MR BARR: I can advise Dr Foskey—I will repeat the statement I made in answer to the previous question—that I will be making a series of major policy announcements in this area in the very near future.
Budget—skills training
MS PORTER: Mr Speaker, through you, my question is to the Minister for Education. Can the minister inform the Assembly of how the Stanhope government’s 2008-09 budget will help ensure Canberrans acquire the skills they require to be ready for the future?
MR BARR: I again thank Ms Porter for her interest in education and training matters. I know those opposite and on the crossbench do not like to hear this, but I think Ms Porter has asked more questions on education and training than the entire Assembly combined. I pay great tribute to Ms Porter for her ongoing interest in education and training matters.
Opposition members interjecting—
MR BARR: I welcome the interest of those opposite, finally, in matters of education and training, even if it is only by way of petty interjection. That, seemingly, is all that the opposition are capable of.
As members would be aware, our country is in the grip of a skills crisis. The prime cause of that skills crisis is 11 years of underinvestment in skills by the previous Howard federal Liberal government—the abject failure at commonwealth level to invest in skills. Fortunately, amidst those 11 barren years of investment in skills, the ACT Labor government has been the shining beacon of investment in skills and training. In fact, in every year that this government has been in office, funding has been increased to the Canberra Institute of Technology. We remain determined to tackle the local impacts of the national skills shortage. The budget that was brought down by the Chief Minister and Treasurer on Tuesday continues this government’s record investment in public education and in skills and in training.

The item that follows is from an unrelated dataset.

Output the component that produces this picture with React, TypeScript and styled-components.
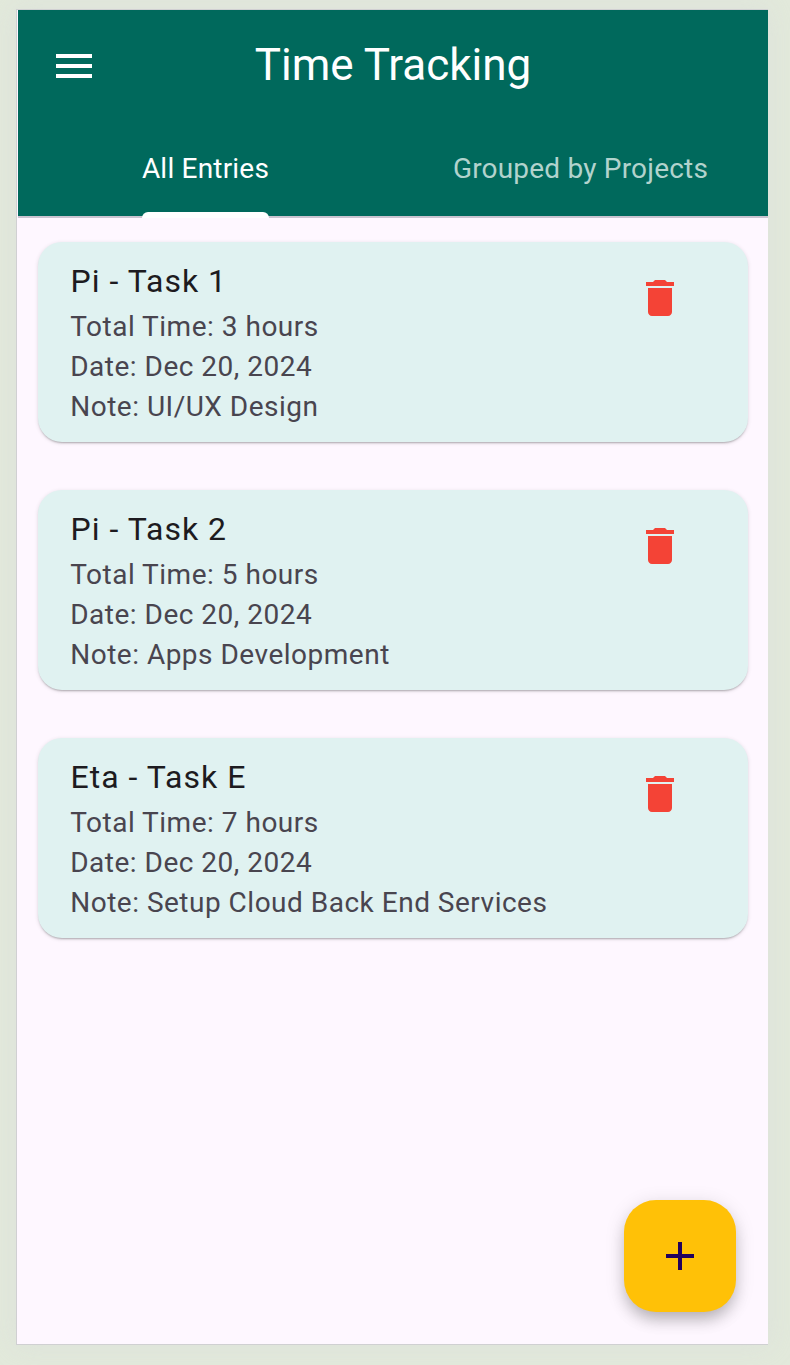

I had the great pleasure at the 80th birthday celebrations of the CIT last week to announce a major package of investment in the Canberra Institute of Technology, the centrepiece of which was a $9 million investment in a new horticulture facility for the Bruce campus. This new facility will provide a state-of-the-art environment for students to learn the skills which will help us as a society understand how climate change will impact on plant life and how, through science, we can adapt climate change.
Unlike the campus at Weston, the new facility will also provide students with access to services such as canteens, student support and counselling, better access to public transport and access to a range of complementary programs in surveying, construction and environmental sciences. The new facility will also include features to reduce energy use and to maximise water reuse through on-site storage.